Brody’s greatest failing is shared by a number of reviewers of popular cinema: he treats the film as a valueless text, a technical exercise whose success or failure rests on its performance as spectacle and nothing more. He ignores the extent to which Rogue One is a political text, with its subject the injustice of military empires. I expect more of Brody but should not, really, be too surprised. The New Yorker is, after all, American. It does a good job of being metropolitan in an American way, but, to a non-American, it is loaded with that sense of American parochialism: the presumption that all that is worth considering is enclosed by two mighty oceans, and the rest of the world is just settings for American psycho-dramas. Part of George Lucas’ strength as an artist of relevance is his ability to see beyond the quasi-religious restrictions of his nationality and to criticise its fundamental failings: its arrogance, its brutality, its assumption of apartness and specialness.
I have, in fact, been a fan of Richard Brody for several years. He writes beautifully, and he is particularly strong at describing the visual experience of film; his technical appreciation leads his consideration of narrative, character and tone. I am a story-led viewer, so his contrasting perception has enriched my enjoyment of a number of films I might not otherwise have considered watching. He has, on occasion, taught me to see. However, I am not that interested in Hollywood spectacle films, so have tended to read his reviews of them uncritically, and without seeing the films. His avoidance of ideological criticism had not hit me.
Reading his review of Rogue One, and linking through to his other arguments about Star Wars,3 came as a bit of a surprise. I hadn’t understood the extent to which he is restricted by what I can only think of as ideological blinders: he loves the self-referential tendencies of Hollywood, but he is not prepared to make much of an ideological move outside the walls of the form.
So, when a film’s topic is cinema, as is the case with many ‘serious’ Hollywood films, he is happy to consider the philosophical and ideological implications of the movie.
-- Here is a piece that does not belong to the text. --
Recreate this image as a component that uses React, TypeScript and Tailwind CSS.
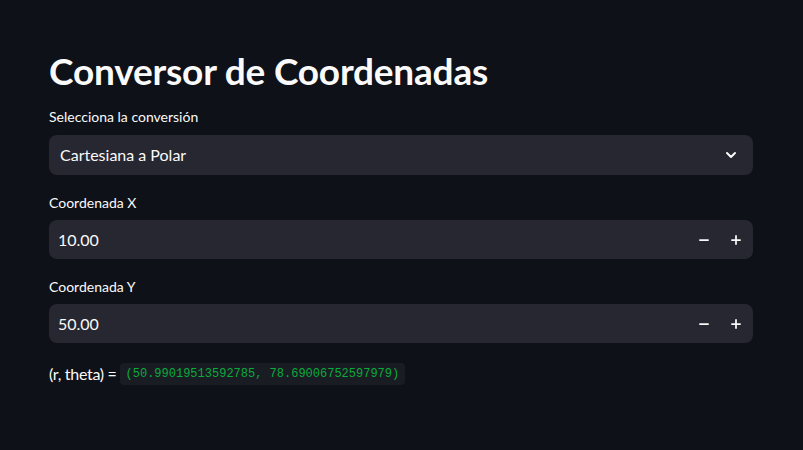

Early this year, for example, both he and I loved Hail, Caesar,4 and the following passage of his review entirely chimed with my enjoyment of that fine movie:
The American religion of Hollywood is also, in the Coens’ antic view, the essence of American power…of military might versus what ultimately will become known as soft power…The story of “Hail, Caesar!” is the story of that worship of secular images, but…the Coen brothers offer brilliantly ironic parallels between religious belief…and the realms of Hollywood.
Richard Brody, for The New Yorker5
American cinema is a power, in other words; a global ideological force that doesn’t so much argue the case for American dominance as bludgeon the world with its assumption of that power. What Cody sees in the Coen Brothers’ view of Hollywood is knowingness: a clear satirical understanding of the role Hollywood plays in maintaining and repackaging a view of the ultimate goodness, validity and entitlement of right wing, white America. What he does not acknowledge in cinema is rebellion: the possibility that deviance from that view can possibly have any artistic validity.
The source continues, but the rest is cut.